* **Request**:
Skip pictures; extract every line from the one with "Give me the" through the one with "const ghIcon = ()", exactly as written.

[start Entries provided]

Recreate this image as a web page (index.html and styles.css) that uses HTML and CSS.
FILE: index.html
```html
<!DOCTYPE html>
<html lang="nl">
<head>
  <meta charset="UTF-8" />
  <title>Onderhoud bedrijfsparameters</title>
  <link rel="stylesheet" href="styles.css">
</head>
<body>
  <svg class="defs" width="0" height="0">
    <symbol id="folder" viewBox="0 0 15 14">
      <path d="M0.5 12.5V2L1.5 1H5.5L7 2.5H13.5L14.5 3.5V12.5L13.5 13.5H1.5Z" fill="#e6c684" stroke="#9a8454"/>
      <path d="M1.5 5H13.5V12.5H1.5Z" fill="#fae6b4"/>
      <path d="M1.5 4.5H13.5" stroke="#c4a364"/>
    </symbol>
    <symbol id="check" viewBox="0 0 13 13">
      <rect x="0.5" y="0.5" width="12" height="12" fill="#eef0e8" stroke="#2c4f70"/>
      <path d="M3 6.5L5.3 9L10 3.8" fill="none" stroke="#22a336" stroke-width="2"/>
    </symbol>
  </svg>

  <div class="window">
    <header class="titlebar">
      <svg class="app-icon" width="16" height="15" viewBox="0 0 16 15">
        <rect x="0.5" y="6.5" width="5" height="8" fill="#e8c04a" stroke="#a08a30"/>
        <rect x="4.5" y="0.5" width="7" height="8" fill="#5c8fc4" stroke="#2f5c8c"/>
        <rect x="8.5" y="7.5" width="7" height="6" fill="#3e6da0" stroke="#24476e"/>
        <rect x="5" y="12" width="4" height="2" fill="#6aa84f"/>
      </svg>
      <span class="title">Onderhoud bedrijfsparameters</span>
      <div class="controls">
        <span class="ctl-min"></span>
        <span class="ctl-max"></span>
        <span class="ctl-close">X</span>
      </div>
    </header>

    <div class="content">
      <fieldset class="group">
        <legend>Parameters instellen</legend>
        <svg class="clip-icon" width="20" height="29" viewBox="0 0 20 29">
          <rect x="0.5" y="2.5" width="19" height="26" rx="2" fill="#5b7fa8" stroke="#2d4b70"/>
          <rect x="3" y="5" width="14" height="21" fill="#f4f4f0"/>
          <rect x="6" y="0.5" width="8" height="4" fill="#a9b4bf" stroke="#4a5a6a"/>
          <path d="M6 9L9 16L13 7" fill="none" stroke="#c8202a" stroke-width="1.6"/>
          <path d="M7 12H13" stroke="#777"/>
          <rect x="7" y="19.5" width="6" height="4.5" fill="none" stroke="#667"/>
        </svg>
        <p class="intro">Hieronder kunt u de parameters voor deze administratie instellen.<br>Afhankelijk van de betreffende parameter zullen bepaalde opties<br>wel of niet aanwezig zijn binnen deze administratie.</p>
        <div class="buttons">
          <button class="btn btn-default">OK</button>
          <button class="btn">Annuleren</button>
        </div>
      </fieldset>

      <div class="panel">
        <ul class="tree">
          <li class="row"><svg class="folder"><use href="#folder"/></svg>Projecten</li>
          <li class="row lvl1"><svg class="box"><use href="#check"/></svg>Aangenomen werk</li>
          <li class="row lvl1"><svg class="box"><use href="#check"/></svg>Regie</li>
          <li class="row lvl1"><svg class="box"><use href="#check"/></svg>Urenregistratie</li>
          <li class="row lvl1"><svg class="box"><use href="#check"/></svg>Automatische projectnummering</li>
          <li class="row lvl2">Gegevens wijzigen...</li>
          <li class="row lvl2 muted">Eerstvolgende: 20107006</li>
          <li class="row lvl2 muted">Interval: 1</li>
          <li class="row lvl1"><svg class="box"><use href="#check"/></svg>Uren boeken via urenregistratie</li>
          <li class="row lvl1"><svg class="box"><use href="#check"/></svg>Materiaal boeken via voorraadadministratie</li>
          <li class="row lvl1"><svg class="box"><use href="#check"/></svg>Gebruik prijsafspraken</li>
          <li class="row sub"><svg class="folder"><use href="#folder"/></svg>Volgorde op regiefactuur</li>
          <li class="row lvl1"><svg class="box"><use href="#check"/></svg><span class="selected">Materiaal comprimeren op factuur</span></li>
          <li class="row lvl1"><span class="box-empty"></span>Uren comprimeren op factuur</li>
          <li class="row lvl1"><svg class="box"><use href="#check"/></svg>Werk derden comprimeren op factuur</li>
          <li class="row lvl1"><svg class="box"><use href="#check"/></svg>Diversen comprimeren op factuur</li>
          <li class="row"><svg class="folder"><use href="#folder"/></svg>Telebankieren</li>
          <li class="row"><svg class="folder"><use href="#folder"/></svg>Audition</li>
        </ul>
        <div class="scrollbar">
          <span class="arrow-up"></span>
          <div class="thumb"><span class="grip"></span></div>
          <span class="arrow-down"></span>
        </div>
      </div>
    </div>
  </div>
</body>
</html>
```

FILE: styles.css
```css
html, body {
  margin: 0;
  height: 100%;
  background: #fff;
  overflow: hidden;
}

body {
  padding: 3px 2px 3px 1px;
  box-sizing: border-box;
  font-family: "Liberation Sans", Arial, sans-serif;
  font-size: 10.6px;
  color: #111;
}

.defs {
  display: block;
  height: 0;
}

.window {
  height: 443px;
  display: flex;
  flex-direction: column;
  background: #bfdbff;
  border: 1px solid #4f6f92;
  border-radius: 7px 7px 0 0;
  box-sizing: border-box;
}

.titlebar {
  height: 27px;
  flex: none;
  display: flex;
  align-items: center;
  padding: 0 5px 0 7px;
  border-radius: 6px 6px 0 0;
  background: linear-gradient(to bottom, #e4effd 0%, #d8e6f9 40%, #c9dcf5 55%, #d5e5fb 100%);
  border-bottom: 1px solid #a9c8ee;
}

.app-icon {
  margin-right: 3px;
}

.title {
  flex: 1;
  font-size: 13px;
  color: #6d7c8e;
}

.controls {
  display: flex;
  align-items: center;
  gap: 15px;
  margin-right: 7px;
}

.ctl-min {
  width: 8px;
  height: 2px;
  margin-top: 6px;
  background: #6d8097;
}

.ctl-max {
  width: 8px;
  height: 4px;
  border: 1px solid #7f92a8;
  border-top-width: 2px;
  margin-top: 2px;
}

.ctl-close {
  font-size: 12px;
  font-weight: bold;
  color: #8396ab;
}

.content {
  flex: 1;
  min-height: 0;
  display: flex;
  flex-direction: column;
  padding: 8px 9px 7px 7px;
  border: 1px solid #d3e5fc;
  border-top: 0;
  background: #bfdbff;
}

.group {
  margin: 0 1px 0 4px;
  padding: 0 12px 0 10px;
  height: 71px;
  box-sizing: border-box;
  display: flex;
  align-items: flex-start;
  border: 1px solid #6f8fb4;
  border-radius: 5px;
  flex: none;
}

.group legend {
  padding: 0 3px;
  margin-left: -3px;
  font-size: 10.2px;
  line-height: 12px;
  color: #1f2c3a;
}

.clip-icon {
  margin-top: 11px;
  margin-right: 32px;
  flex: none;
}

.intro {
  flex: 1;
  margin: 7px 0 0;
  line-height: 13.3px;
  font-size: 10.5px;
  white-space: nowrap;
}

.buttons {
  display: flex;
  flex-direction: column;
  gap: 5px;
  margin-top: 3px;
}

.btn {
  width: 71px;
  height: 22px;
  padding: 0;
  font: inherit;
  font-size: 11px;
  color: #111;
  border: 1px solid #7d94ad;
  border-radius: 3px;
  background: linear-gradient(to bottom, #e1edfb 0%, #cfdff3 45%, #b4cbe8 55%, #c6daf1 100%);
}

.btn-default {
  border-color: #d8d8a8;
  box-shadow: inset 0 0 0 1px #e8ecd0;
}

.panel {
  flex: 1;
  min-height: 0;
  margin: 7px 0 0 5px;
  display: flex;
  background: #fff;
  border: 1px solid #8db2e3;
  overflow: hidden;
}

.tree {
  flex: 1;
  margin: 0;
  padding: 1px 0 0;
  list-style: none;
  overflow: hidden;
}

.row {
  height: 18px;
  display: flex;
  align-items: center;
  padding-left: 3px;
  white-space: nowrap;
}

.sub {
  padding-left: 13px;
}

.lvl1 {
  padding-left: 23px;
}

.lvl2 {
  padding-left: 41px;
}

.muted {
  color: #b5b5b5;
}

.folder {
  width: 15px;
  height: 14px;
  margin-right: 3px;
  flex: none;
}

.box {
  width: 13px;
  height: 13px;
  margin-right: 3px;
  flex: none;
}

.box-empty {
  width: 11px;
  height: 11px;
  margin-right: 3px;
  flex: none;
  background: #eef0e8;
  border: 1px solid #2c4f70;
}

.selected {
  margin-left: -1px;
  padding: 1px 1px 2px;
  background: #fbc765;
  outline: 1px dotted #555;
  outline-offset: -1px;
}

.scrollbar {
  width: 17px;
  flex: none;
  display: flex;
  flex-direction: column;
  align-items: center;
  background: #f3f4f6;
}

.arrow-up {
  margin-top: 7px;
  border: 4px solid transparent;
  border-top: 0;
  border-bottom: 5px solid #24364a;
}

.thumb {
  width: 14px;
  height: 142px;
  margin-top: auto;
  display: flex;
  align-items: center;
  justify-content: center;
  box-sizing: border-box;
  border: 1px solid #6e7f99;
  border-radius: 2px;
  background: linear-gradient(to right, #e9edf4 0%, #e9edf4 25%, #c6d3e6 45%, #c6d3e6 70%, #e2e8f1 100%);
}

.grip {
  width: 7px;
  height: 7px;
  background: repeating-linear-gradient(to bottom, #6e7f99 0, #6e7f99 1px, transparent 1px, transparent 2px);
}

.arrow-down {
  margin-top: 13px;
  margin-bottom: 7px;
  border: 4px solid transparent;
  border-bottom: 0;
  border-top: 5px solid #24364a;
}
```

[end Entries provided]
[start Entries provided]

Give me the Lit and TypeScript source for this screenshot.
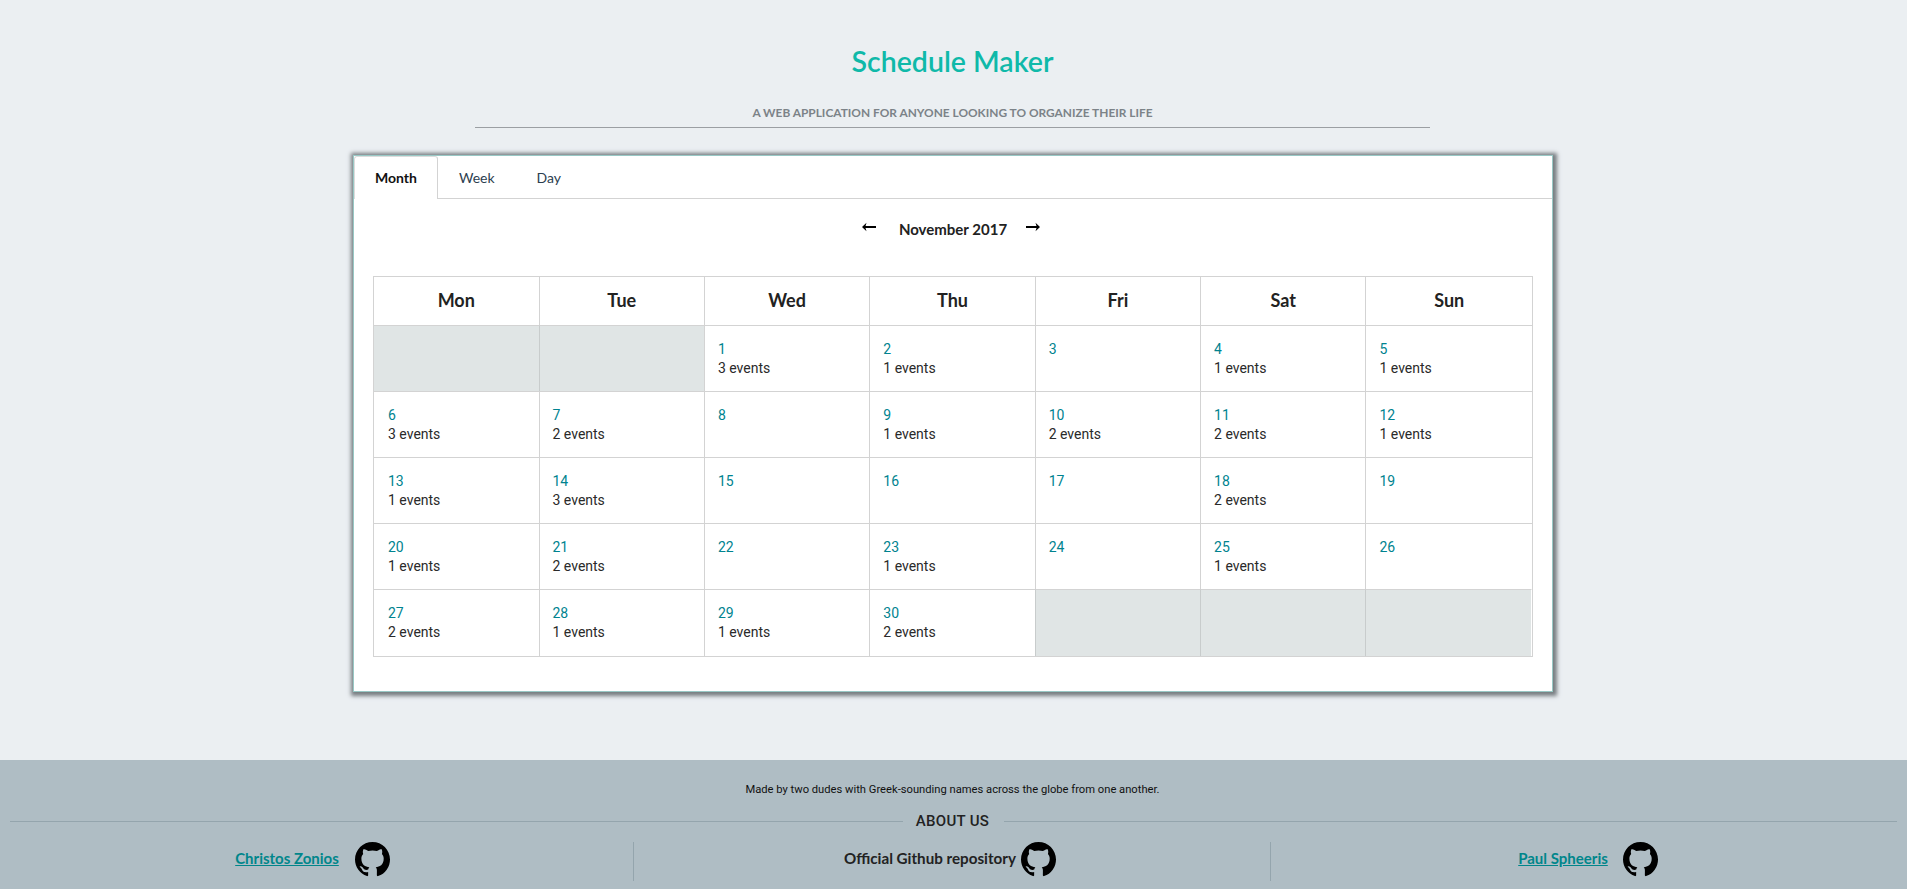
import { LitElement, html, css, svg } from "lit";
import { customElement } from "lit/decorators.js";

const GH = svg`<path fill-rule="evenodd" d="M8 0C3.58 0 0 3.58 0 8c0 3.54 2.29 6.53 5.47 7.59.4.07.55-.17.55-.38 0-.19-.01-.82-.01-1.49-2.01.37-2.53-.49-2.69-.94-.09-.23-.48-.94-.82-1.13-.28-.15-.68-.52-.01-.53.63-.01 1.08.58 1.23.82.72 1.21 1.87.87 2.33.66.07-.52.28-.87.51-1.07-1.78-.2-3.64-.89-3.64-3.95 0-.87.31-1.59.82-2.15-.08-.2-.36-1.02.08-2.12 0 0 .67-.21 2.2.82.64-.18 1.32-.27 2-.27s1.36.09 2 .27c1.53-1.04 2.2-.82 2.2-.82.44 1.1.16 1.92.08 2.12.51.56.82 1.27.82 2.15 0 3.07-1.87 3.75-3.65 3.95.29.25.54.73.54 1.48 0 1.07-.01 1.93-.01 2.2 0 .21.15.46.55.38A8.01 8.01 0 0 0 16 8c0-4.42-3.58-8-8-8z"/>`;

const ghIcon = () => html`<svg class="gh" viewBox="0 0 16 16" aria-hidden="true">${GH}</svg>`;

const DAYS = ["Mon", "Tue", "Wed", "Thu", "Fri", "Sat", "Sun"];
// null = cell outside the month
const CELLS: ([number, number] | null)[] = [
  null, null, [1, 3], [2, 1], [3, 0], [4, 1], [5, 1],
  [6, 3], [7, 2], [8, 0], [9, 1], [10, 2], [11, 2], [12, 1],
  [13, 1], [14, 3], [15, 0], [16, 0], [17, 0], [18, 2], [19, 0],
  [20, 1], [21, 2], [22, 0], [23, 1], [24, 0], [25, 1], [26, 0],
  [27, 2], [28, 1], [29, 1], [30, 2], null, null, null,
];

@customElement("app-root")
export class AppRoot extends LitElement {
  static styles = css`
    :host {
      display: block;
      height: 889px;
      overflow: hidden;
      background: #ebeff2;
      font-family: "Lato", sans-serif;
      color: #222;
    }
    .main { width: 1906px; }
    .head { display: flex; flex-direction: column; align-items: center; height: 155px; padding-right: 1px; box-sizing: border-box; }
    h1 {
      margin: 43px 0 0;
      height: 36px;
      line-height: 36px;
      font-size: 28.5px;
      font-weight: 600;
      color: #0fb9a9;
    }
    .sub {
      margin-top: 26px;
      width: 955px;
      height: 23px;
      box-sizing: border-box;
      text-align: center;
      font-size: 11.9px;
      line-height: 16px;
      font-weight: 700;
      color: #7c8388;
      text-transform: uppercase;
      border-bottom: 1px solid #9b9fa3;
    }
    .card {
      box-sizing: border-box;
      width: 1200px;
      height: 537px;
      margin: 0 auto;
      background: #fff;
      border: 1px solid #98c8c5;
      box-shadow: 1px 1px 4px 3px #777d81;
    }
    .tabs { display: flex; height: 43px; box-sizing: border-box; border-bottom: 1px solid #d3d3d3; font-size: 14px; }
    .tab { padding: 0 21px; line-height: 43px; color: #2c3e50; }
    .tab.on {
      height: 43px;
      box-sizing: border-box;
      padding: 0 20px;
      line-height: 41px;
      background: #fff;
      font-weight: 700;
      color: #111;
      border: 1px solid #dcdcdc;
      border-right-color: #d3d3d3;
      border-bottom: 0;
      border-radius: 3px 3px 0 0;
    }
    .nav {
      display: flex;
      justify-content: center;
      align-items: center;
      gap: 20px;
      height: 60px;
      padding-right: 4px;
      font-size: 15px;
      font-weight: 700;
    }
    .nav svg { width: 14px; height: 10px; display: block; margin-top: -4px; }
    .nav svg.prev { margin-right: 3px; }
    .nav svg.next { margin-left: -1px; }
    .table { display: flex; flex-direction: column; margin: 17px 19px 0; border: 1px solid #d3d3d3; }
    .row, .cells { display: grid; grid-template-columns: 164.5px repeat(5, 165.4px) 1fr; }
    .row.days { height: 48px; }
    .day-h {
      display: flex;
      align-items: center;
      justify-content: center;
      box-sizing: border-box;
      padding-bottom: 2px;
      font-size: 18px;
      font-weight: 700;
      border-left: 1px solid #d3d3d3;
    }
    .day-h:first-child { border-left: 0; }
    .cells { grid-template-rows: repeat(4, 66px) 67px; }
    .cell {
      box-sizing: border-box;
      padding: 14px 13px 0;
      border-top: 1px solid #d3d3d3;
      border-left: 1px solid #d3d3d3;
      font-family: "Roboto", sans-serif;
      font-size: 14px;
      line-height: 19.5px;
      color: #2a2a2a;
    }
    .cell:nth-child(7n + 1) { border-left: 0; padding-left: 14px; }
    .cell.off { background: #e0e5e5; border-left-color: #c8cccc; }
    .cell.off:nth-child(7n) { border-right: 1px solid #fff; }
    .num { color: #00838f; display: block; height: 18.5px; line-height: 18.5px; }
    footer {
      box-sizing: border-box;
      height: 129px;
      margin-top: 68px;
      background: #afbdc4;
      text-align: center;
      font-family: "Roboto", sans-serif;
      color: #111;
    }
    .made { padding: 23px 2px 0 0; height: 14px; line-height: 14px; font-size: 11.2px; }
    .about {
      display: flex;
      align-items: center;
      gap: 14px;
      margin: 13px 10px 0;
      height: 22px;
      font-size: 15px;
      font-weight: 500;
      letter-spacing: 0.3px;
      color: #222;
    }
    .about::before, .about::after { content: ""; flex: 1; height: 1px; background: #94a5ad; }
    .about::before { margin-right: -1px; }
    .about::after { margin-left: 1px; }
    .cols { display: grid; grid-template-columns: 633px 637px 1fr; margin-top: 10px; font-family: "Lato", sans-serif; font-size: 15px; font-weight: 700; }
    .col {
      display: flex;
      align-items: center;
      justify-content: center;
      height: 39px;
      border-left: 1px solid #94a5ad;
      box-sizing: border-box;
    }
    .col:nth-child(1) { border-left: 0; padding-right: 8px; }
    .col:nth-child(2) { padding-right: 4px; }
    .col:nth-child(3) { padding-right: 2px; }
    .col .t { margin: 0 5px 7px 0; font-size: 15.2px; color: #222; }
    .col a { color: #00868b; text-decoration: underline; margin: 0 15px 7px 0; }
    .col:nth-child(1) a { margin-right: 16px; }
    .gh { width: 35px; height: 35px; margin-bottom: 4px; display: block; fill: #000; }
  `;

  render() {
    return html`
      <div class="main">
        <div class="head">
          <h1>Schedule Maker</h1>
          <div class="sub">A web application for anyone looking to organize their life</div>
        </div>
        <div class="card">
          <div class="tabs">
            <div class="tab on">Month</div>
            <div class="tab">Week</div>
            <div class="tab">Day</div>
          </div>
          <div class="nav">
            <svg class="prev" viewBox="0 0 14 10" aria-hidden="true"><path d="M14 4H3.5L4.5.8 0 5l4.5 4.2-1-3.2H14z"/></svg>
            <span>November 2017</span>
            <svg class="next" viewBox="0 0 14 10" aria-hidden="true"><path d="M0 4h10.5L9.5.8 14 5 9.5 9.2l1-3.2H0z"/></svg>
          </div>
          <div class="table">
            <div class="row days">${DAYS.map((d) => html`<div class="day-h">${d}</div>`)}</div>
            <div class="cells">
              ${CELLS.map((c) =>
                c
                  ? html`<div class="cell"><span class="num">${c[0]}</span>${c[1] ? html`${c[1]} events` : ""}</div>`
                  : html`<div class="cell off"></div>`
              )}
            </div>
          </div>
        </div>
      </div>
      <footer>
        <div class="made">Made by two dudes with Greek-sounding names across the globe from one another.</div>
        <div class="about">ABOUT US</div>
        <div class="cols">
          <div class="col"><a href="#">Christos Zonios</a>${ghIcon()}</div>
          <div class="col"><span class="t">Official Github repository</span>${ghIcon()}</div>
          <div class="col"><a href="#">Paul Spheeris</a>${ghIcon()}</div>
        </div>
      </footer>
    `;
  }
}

[end Entries provided]
[start Entries provided]

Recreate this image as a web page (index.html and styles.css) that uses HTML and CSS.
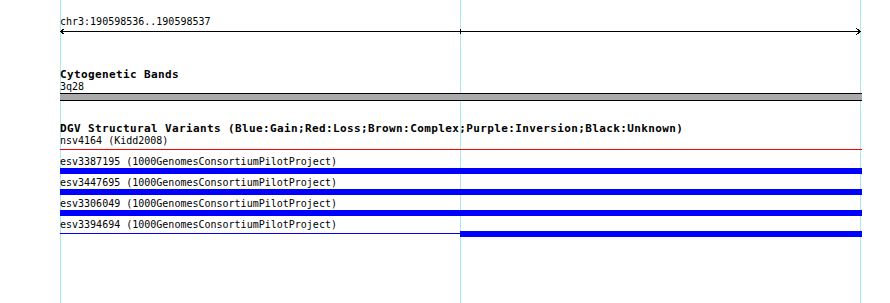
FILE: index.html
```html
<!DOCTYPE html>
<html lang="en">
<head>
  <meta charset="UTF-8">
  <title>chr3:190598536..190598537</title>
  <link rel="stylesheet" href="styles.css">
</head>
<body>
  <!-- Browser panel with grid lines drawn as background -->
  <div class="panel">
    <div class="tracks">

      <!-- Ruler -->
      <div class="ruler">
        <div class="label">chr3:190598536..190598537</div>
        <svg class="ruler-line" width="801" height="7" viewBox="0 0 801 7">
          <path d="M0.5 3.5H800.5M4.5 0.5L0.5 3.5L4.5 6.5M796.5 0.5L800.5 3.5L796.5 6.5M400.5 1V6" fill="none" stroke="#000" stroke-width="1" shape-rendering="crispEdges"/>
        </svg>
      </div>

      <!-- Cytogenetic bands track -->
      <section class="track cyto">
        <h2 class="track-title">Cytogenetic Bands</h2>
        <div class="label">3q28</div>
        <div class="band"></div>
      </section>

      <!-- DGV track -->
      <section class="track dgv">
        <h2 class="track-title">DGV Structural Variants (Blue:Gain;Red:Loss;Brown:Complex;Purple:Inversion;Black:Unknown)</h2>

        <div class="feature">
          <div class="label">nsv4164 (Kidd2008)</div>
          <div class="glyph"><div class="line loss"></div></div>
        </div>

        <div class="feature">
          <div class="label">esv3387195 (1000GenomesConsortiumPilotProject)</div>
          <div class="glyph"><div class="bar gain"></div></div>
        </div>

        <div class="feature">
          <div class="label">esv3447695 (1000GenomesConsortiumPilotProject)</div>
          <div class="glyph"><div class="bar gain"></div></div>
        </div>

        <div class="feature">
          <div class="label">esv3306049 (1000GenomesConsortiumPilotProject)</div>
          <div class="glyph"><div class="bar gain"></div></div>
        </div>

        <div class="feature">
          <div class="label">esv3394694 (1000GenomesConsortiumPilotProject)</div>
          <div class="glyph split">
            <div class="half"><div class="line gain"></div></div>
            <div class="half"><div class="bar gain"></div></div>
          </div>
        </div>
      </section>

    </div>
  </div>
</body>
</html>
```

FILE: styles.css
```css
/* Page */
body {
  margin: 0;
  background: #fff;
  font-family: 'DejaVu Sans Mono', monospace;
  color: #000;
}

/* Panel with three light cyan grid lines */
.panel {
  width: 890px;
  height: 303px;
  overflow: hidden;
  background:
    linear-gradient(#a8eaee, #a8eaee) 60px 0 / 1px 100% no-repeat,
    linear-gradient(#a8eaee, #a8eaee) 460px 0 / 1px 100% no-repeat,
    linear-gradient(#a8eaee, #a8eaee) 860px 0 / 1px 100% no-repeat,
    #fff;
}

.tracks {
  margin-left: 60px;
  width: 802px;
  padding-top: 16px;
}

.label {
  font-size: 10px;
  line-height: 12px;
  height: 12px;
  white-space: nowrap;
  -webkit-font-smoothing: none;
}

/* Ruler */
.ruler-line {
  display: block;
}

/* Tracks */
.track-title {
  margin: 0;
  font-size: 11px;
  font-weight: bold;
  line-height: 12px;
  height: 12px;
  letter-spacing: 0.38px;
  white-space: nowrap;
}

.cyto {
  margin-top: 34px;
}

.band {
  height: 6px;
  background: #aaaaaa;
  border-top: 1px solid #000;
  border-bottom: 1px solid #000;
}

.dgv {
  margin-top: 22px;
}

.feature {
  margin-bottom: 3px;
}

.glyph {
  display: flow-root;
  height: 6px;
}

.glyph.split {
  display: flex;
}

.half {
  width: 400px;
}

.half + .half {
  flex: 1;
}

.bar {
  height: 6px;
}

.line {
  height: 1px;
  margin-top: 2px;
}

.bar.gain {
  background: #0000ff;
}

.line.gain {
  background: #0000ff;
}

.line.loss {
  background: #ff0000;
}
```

[end Entries provided]

* **The reply**:
Give me the Lit and TypeScript source for this screenshot.
import { LitElement, html, css, svg } from "lit";
import { customElement } from "lit/decorators.js";

const GH = svg`<path fill-rule="evenodd" d="M8 0C3.58 0 0 3.58 0 8c0 3.54 2.29 6.53 5.47 7.59.4.07.55-.17.55-.38 0-.19-.01-.82-.01-1.49-2.01.37-2.53-.49-2.69-.94-.09-.23-.48-.94-.82-1.13-.28-.15-.68-.52-.01-.53.63-.01 1.08.58 1.23.82.72 1.21 1.87.87 2.33.66.07-.52.28-.87.51-1.07-1.78-.2-3.64-.89-3.64-3.95 0-.87.31-1.59.82-2.15-.08-.2-.36-1.02.08-2.12 0 0 .67-.21 2.2.82.64-.18 1.32-.27 2-.27s1.36.09 2 .27c1.53-1.04 2.2-.82 2.2-.82.44 1.1.16 1.92.08 2.12.51.56.82 1.27.82 2.15 0 3.07-1.87 3.75-3.65 3.95.29.25.54.73.54 1.48 0 1.07-.01 1.93-.01 2.2 0 .21.15.46.55.38A8.01 8.01 0 0 0 16 8c0-4.42-3.58-8-8-8z"/>`;

const ghIcon = () => html`<svg class="gh" viewBox="0 0 16 16" aria-hidden="true">${GH}</svg>`;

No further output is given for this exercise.